| Your objective |
Extract each line containing the string "React".

| Dataset content |

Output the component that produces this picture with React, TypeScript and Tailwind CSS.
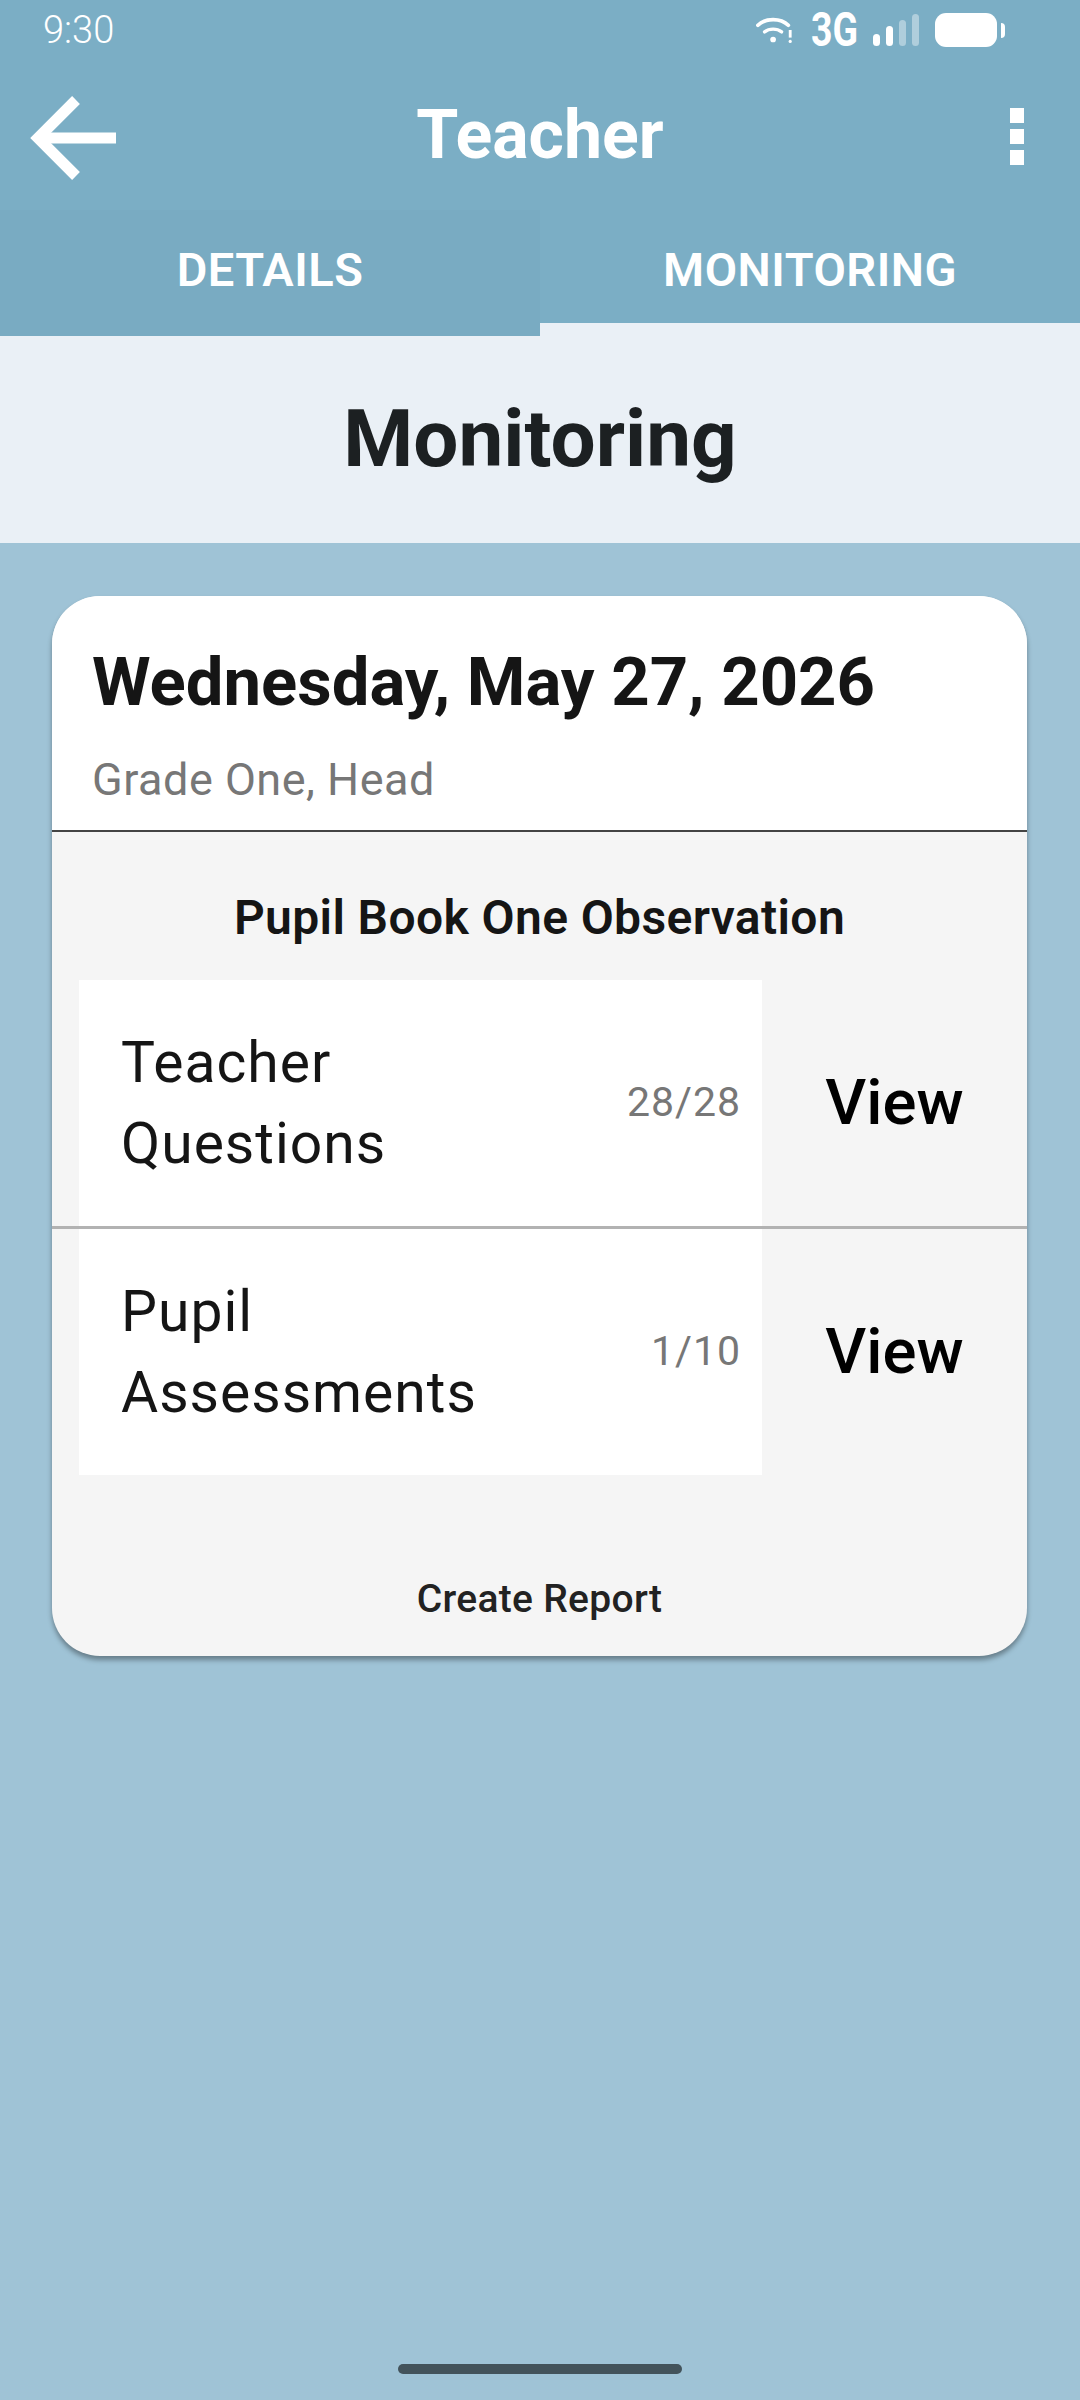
function Row({ a, b, n, border }: { a: string; b: string; n: string; border?: boolean }) {
  return (
    <div className={`flex items-stretch pl-[27px] ${border ? "border-b-[3px] border-[#b2b2b2]" : ""}`}>
      <div className="flex h-[246px] w-[683px] items-center justify-between bg-white pl-[42px] pr-[21px]">
        <div className="text-[57px] leading-[81px] tracking-[1px] text-[#151515]">
          <div>{a}</div>
          <div>{b}</div>
        </div>
        <div className="text-[41px] tracking-[1px] text-[#777777]">{n}</div>
      </div>
      <div className="flex flex-1 items-center justify-center text-[63.5px] font-medium text-black">View</div>
    </div>
  );
}

export default function App() {
  return (
    <div className="flex h-[2400px] w-[1080px] flex-col bg-[#9fc3d6] font-['Roboto',sans-serif]">
      <div className="bg-[#7baec5]">
        <div className="flex h-[60px] items-center justify-between pl-[43px] pr-[75px] text-white">
          <span className="text-[38px] font-[350]">9:30</span>
          <div className="flex items-center">
            <svg width="38" height="30" viewBox="0 0 40 30" fill="none" stroke="white" strokeLinecap="round">
              <path d="M2 10 C10 2 26 2 34 10" strokeWidth="4" />
              <path d="M9 17 C14 13 22 13 27 17" strokeWidth="3.5" />
              <circle cx="18" cy="25" r="3" fill="white" stroke="none" />
              <path d="M36 15 V23" strokeWidth="3" strokeLinecap="butt" />
              <circle cx="36" cy="27" r="1.7" fill="white" stroke="none" />
            </svg>
            <span className="ml-[17px] w-[49px] origin-left scale-x-[0.78] text-[48px] font-bold leading-none">3G</span>
            <div className="ml-[13px] flex h-[32px] items-end gap-[6px]">
              <div className="h-[12px] w-[7px] rounded-full bg-white" />
              <div className="h-[20px] w-[7px] rounded-full bg-white" />
              <div className="h-[26px] w-[7px] rounded-full bg-white/40" />
              <div className="h-[32px] w-[7px] rounded-full bg-white/40" />
            </div>
            <div className="ml-[16px] h-[34px] w-[62px] rounded-[11px] bg-white" />
            <div className="ml-[4px] h-[15px] w-[4px] rounded-r-full bg-white" />
          </div>
        </div>
        <div className="flex h-[150px] items-center text-white">
          <div className="flex flex-1">
            <svg className="ml-[30px] mt-[5px]" width="88" height="90" viewBox="0 0 88 90" fill="none" stroke="white" strokeWidth="11">
              <path d="M86 45 H10" />
              <path d="M46 7 L8 45 L46 83" />
            </svg>
          </div>
          <span className="text-[68px] font-bold leading-none">Teacher</span>
          <div className="flex flex-1 justify-end">
            <div className="mr-[56px] mt-[2px] flex w-[14px] flex-col gap-[6px]">
              <div className="h-[15px] bg-white" />
              <div className="h-[15px] bg-white" />
              <div className="h-[15px] bg-white" />
            </div>
          </div>
        </div>
      </div>
      <div className="flex h-[126px] items-start bg-[#eaf0f6] text-[47px] font-semibold text-white">
        <div className="flex h-[126px] w-[540px] justify-center bg-[#79abc2] pt-[36px] leading-none"><span className="tracking-[0.5px]">DETAILS</span></div>
        <div className="flex h-[113px] w-[540px] justify-center bg-[#7baec5] pt-[36px] leading-none"><span className="tracking-[0.5px]">MONITORING</span></div>
      </div>
      <div className="flex h-[207px] items-center justify-center bg-[#eaf0f6] pb-[2px] text-[80px] font-bold leading-none text-[#1c2022]">
        Monitoring
      </div>
      <div className="pl-[52px] pr-[53px] pt-[53px]">
        <div className="overflow-hidden rounded-[48px] bg-[#f5f5f5] shadow-[0_4px_5px_rgba(0,0,0,0.35)]">
          <div className="h-[236px] border-b-[2px] border-[#444444] bg-white pl-[40px] pt-[53px]">
            <div className="text-[67px] font-bold leading-none text-[#151515]">Wednesday, May 27, 2026</div>
            <div className="mt-[41px] text-[45px] leading-none tracking-[0.5px] text-[#777777]">Grade One, Head</div>
          </div>
          <div className="flex h-[148px] items-start justify-center pt-[62px] text-[48px] font-semibold leading-none tracking-[0.37px] text-[#151515]">
            Pupil Book One Observation
          </div>
          <Row a="Teacher" b="Questions" n="28/28" border />
          <Row a="Pupil" b="Assessments" n="1/10" />
          <div className="flex h-[181px] items-start justify-center pt-[105px] text-[39px] font-medium leading-none tracking-[0.3px] text-[#222222]">
            Create Report
          </div>
        </div>
      </div>
      <div className="mt-auto flex justify-center pb-[26px]">
        <div className="h-[10px] w-[284px] rounded-full bg-[#43535b]" />
      </div>
    </div>
  );
}
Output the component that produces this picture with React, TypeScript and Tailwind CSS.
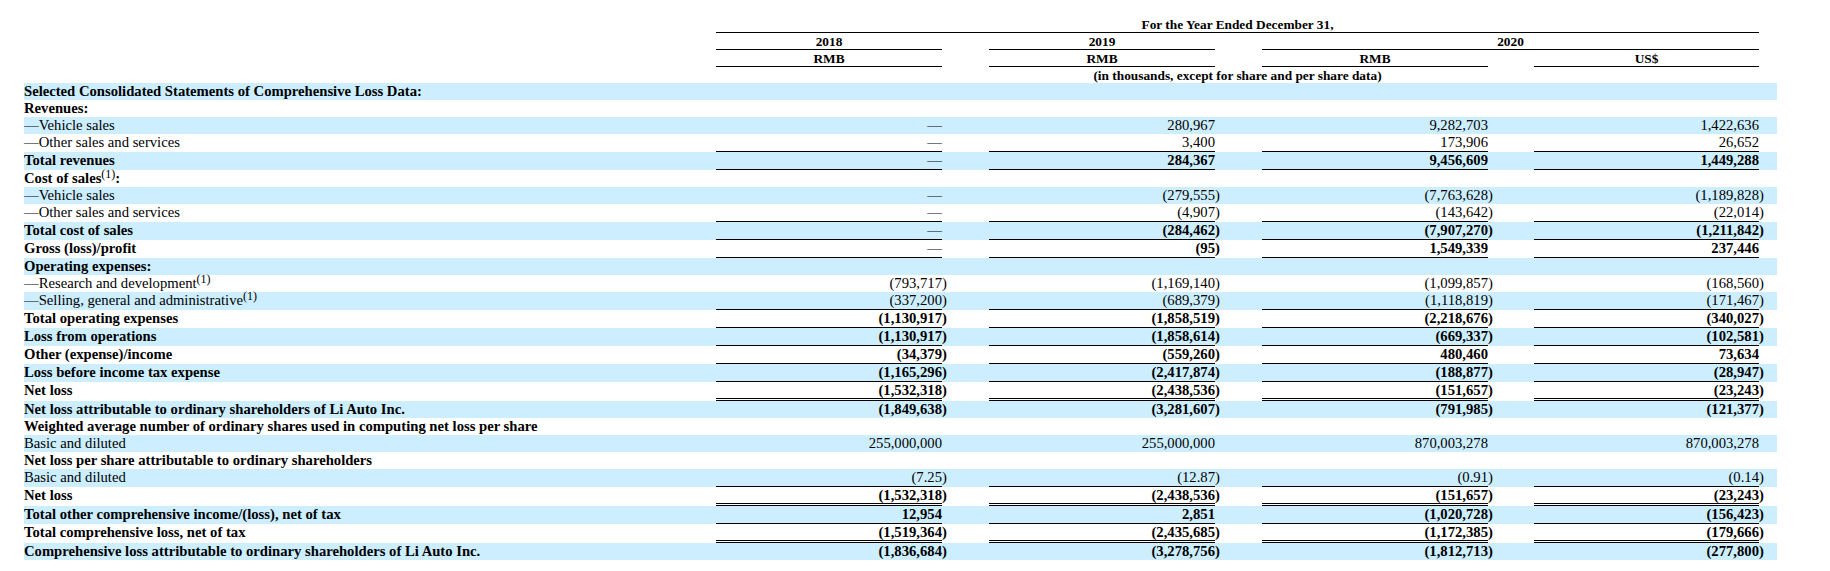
import React from "react"

type Line = "none" | "single" | "double"

interface Row {
  label: React.ReactNode
  bold?: boolean
  vals?: string[]
  line?: Line
}

const Sup = () => <sup className="font-normal text-[12px] top-[-0.45em]">(1)</sup>

const rows: Row[] = [
  { label: "Selected Consolidated Statements of Comprehensive Loss Data:", bold: true },
  { label: "Revenues:", bold: true },
  { label: "—Vehicle sales", vals: ["—", "280,967", "9,282,703", "1,422,636"] },
  { label: "—Other sales and services", vals: ["—", "3,400", "173,906", "26,652"], line: "single" },
  { label: "Total revenues", bold: true, vals: ["—", "284,367", "9,456,609", "1,449,288"], line: "single" },
  { label: <>Cost of sales<Sup />:</>, bold: true },
  { label: "—Vehicle sales", vals: ["—", "(279,555)", "(7,763,628)", "(1,189,828)"] },
  { label: "—Other sales and services", vals: ["—", "(4,907)", "(143,642)", "(22,014)"], line: "single" },
  { label: "Total cost of sales", bold: true, vals: ["—", "(284,462)", "(7,907,270)", "(1,211,842)"], line: "single" },
  { label: "Gross (loss)/profit", bold: true, vals: ["—", "(95)", "1,549,339", "237,446"], line: "single" },
  { label: "Operating expenses:", bold: true },
  { label: <>—Research and development<Sup /></>, vals: ["(793,717)", "(1,169,140)", "(1,099,857)", "(168,560)"] },
  { label: <>—Selling, general and administrative<Sup /></>, vals: ["(337,200)", "(689,379)", "(1,118,819)", "(171,467)"], line: "single" },
  { label: "Total operating expenses", bold: true, vals: ["(1,130,917)", "(1,858,519)", "(2,218,676)", "(340,027)"], line: "single" },
  { label: "Loss from operations", bold: true, vals: ["(1,130,917)", "(1,858,614)", "(669,337)", "(102,581)"], line: "single" },
  { label: "Other (expense)/income", bold: true, vals: ["(34,379)", "(559,260)", "480,460", "73,634"], line: "single" },
  { label: "Loss before income tax expense", bold: true, vals: ["(1,165,296)", "(2,417,874)", "(188,877)", "(28,947)"], line: "single" },
  { label: "Net loss", bold: true, vals: ["(1,532,318)", "(2,438,536)", "(151,657)", "(23,243)"], line: "double" },
  { label: "Net loss attributable to ordinary shareholders of Li Auto Inc.", bold: true, vals: ["(1,849,638)", "(3,281,607)", "(791,985)", "(121,377)"] },
  { label: "Weighted average number of ordinary shares used in computing net loss per share", bold: true },
  { label: "Basic and diluted", vals: ["255,000,000", "255,000,000", "870,003,278", "870,003,278"] },
  { label: "Net loss per share attributable to ordinary shareholders", bold: true },
  { label: "Basic and diluted", vals: ["(7.25)", "(12.87)", "(0.91)", "(0.14)"], line: "single" },
  { label: "Net loss", bold: true, vals: ["(1,532,318)", "(2,438,536)", "(151,657)", "(23,243)"], line: "double" },
  { label: "Total other comprehensive income/(loss), net of tax", bold: true, vals: ["12,954", "2,851", "(1,020,728)", "(156,423)"], line: "single" },
  { label: "Total comprehensive loss, net of tax", bold: true, vals: ["(1,519,364)", "(2,435,685)", "(1,172,385)", "(179,666)"], line: "double" },
  { label: "Comprehensive loss attributable to ordinary shareholders of Li Auto Inc.", bold: true, vals: ["(1,836,684)", "(3,278,756)", "(1,812,713)", "(277,800)"] },
]

const colWidths = ["w-[226px]", "w-[226px]", "w-[226px]", "w-[225px]"]
const gapWidths = ["w-[47px]", "w-[47px]", "w-[46px]", "w-[18px]"]

function rowHeight(line?: Line) {
  if (line === "single") return "h-[18px]"
  if (line === "double") return "h-[19px]"
  return "h-[17px]"
}

function lineClass(line?: Line) {
  if (line === "single") return "border-b border-black"
  if (line === "double") return "border-b-[3px] border-double border-black"
  return ""
}

// splits "(1,234)" into "(1,234" + hanging ")" so figures line up
function splitValue(v: string, bold?: boolean) {
  const neg = v.startsWith("(")
  const dash = v === "—"
  return {
    neg,
    text: neg ? v.slice(0, -1) : v,
    weight: bold && !dash ? "font-bold" : "font-normal",
  }
}

export default function App() {
  return (
    <div className="bg-white min-h-screen pt-[16px] pl-[24px] text-black font-['Liberation_Serif','Times_New_Roman',serif]">
      {/* header */}
      <div className="text-[13.33px] font-bold leading-[17px]">
        <div className="flex h-[17px]">
          <div className="w-[692px]" />
          <div className="w-[1043px] border-b border-black text-center">For the Year Ended December 31,</div>
        </div>
        <div className="flex h-[17px]">
          <div className="w-[692px]" />
          <div className="w-[226px] border-b border-black text-center">2018</div>
          <div className="w-[47px]" />
          <div className="w-[226px] border-b border-black text-center">2019</div>
          <div className="w-[47px]" />
          <div className="w-[497px] border-b border-black text-center">2020</div>
        </div>
        <div className="flex h-[17px]">
          <div className="w-[692px]" />
          <div className="w-[226px] border-b border-black text-center">RMB</div>
          <div className="w-[47px]" />
          <div className="w-[226px] border-b border-black text-center">RMB</div>
          <div className="w-[47px]" />
          <div className="w-[226px] border-b border-black text-center">RMB</div>
          <div className="w-[46px]" />
          <div className="w-[225px] border-b border-black text-center">US$</div>
        </div>
        <div className="flex h-[16px]">
          <div className="w-[692px]" />
          <div className="w-[1043px] text-center">(in thousands, except for share and per share data)</div>
        </div>
      </div>

      {/* body */}
      <div className="w-[1753px] text-[14.67px] leading-[17px]">
        {rows.map((row, i) => (
          <div
            key={i}
            className={`flex ${rowHeight(row.line)} ${i % 2 === 0 ? "bg-[#cceeff]" : ""}`}
          >
            <div className={`w-[692px] whitespace-nowrap ${row.bold ? "font-bold" : "font-normal"}`}>
              {row.label}
            </div>
            {[0, 1, 2, 3].map((c) => {
              const v = row.vals ? row.vals[c] : ""
              const info = splitValue(v, row.bold)
              return (
                <React.Fragment key={c}>
                  <div
                    className={`${colWidths[c]} text-right whitespace-nowrap ${info.weight} ${row.vals ? lineClass(row.line) : ""}`}
                  >
                    {info.text}
                  </div>
                  <div className={`${gapWidths[c]} text-left ${info.weight}`}>{info.neg ? ")" : ""}</div>
                </React.Fragment>
              )
            })}
          </div>
        ))}
      </div>
    </div>
  )
}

| Solution to this exercise |
Output the component that produces this picture with React, TypeScript and Tailwind CSS.
Output the component that produces this picture with React, TypeScript and Tailwind CSS.
import React from "react"
  label: React.ReactNode
                <React.Fragment key={c}>
                </React.Fragment>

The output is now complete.